M. Blank: Même avec l'inégalité de la
possibilité de gagner quelque chose. Prenons un médecin qui gagne
$100 000, alors que sa femme est vendeuse dans un magasin.
M. Baril (Marcel): Antérieurement, c'était la
situation et c'était la personne comme personne avec ses
capacités. Si vous dites qu'avant le mariage, le médecin
était médecin et la dame était cette dame, à ce
moment, le mariage, qu'est-ce qu'il change pour les individus en termes...
C'est une union qui est brisée. La femme a été
acceptée pour ce qu'elle était et elle a eu les avantages qu'elle
avait, comme le mari a eu les avantages...
M. Blank: Si elle est étudiante et le rencontre à
l'université, et qu'il est à la faculté de
médecine, si les deux sont étudiants, si elle arrête ses
études, si lui les continue et devient médecin, après cinq
ans, il gagne $100 000 par année, elle, elle n'a aucune capacité,
aucun entraînement. Qu'est-ce qui arrive? Est-ce que c'est
égal?
M. Normandin: Là-dessus, vous semblez vouloir vous faire
l'avocat du diable.
M. Blank: Je ne me fais pas l'avocat du diable, ce sont des cas
courants.
M. Normandin: Non, ce que vous soulignez ici, ce sont des cas
d'espèce. Evidemment, toutes les possibilités...

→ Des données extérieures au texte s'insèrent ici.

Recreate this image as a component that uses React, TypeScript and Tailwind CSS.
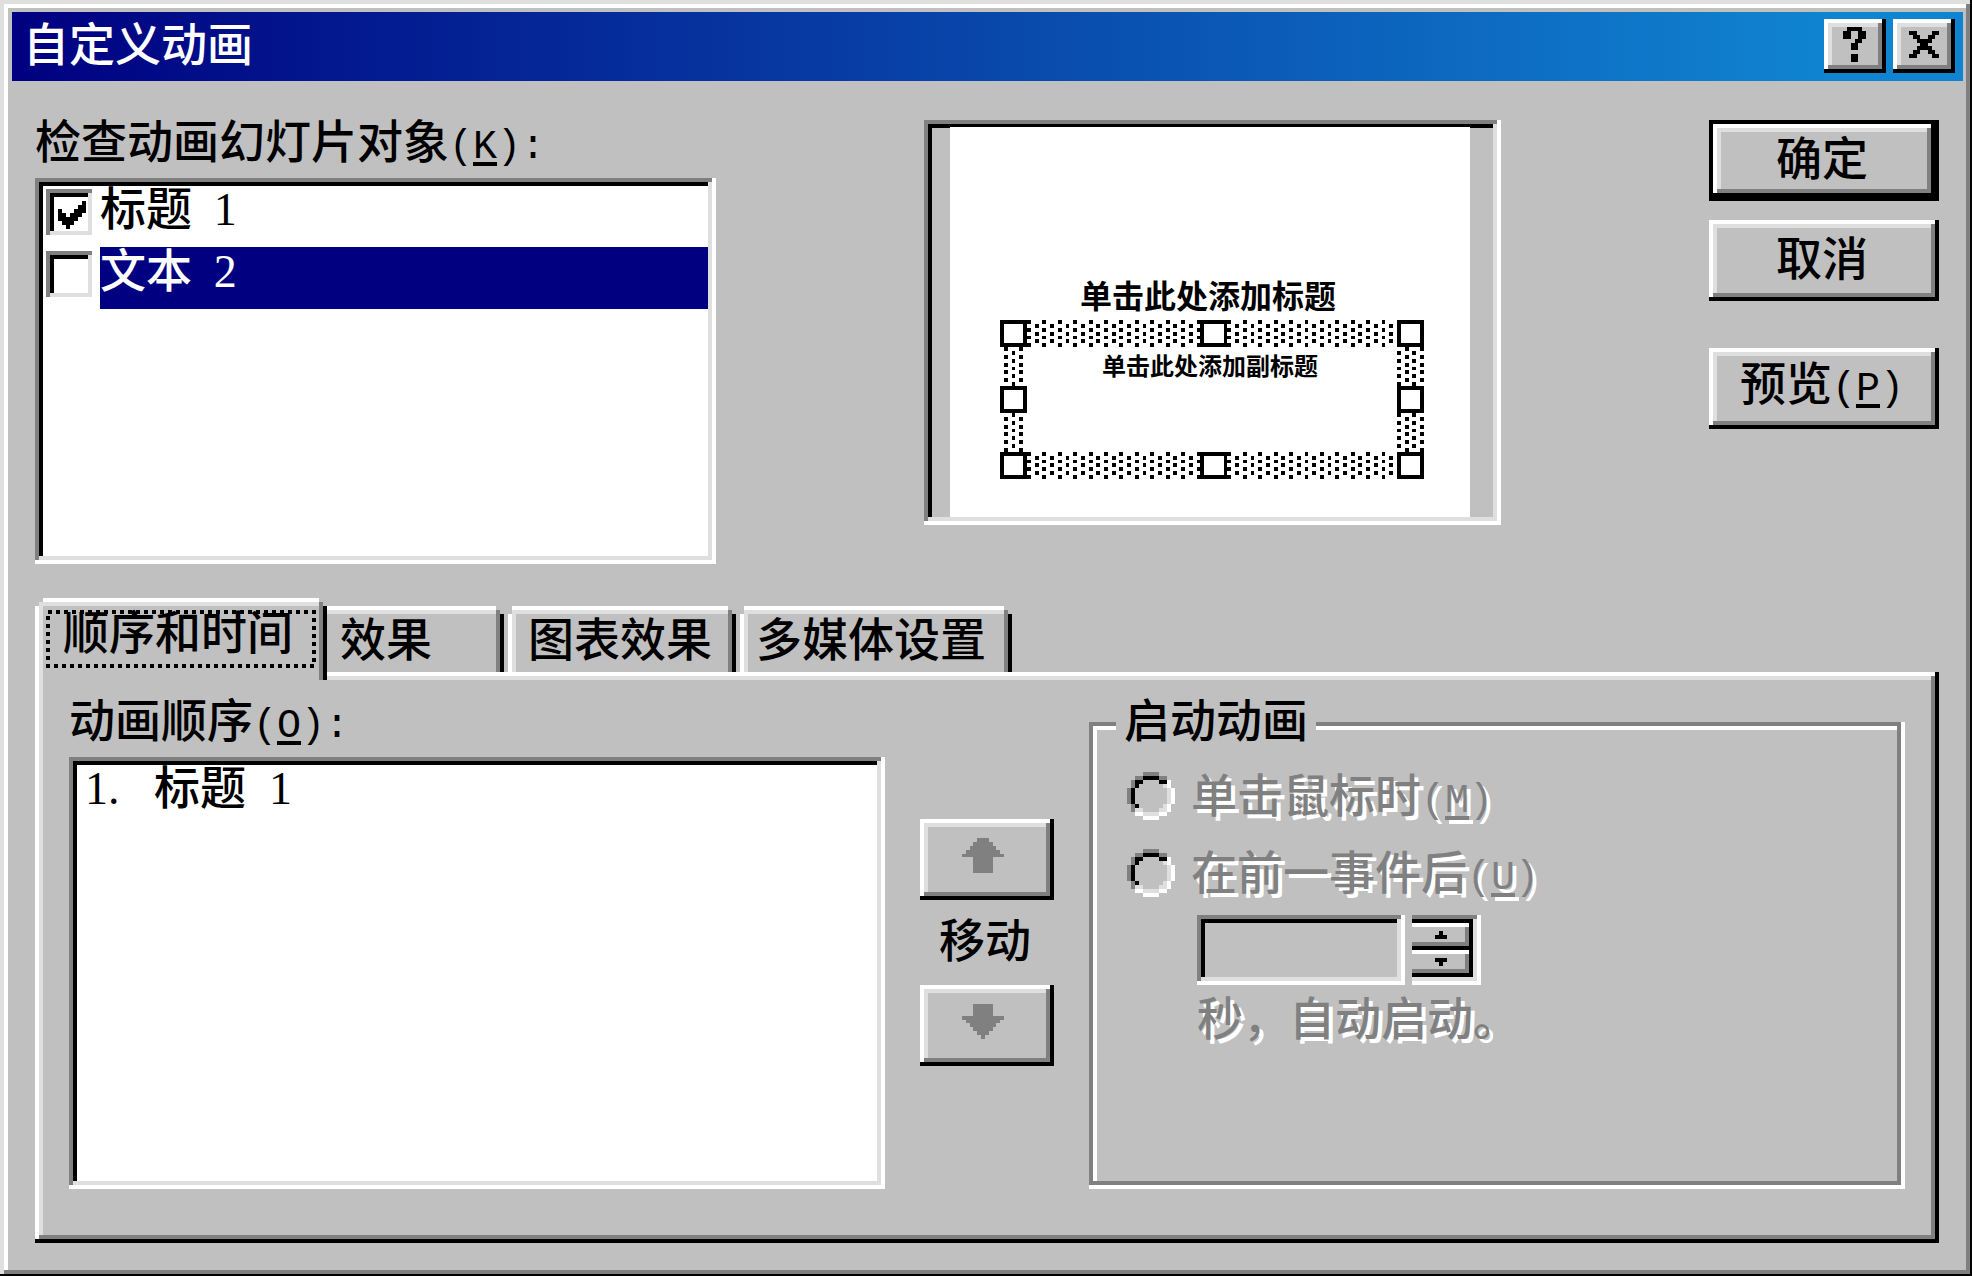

M. Bédard: II y a d'autres avocats qui vous ont
précédés à cette commission parlementaire
M. Normandin: Là-dessus...
M. Blank: Hier, on a eu des femmes séparées, comme
vous, mais l'autre côté de la médaille.
M. Normandin: Je connais également très bien
l'autre côté de la médaille et, règle
générale, j'avoue qu'il y a des femmes qui sont drôlement
plus mal prises que les hommes. C'est la constatation qu'on a faite. Je suis le
premier à l'avouer.
Mais ce qu'on vise essentiellement sur cette question, c'est ceci: On
parle de court et de moyen terme, mais il faut également penser
qu'à long terme, un individu, normalement, devra refaire sa vie et,
d'après l'expérience que nous avons avec les personnes qu'on a
connues, habituellement, on sait que, statistiquement, la majorité des
hommes se remarient dans l'espace de trois ans. Il y a également une
nouvelle vie, une deuxième vie, une troisième vie, selon le cas,
à refaire et il faut également penser que les individus devront
faire une nouvelle vie et, financièrement, ça implique des
coûts. S'ils veulent avoir d'autres enfants, ça impliquera
d'autres dépenses.
Si vous voulez citer des cas d'espèce, on peut en citer
également. Prenez le cas de votre même médecin qui gagne
$100 000 par année et qui se remarie avec une jeune femme, comme c'est
la coutume, si on veut; à ce moment-là, ce qui peut arriver...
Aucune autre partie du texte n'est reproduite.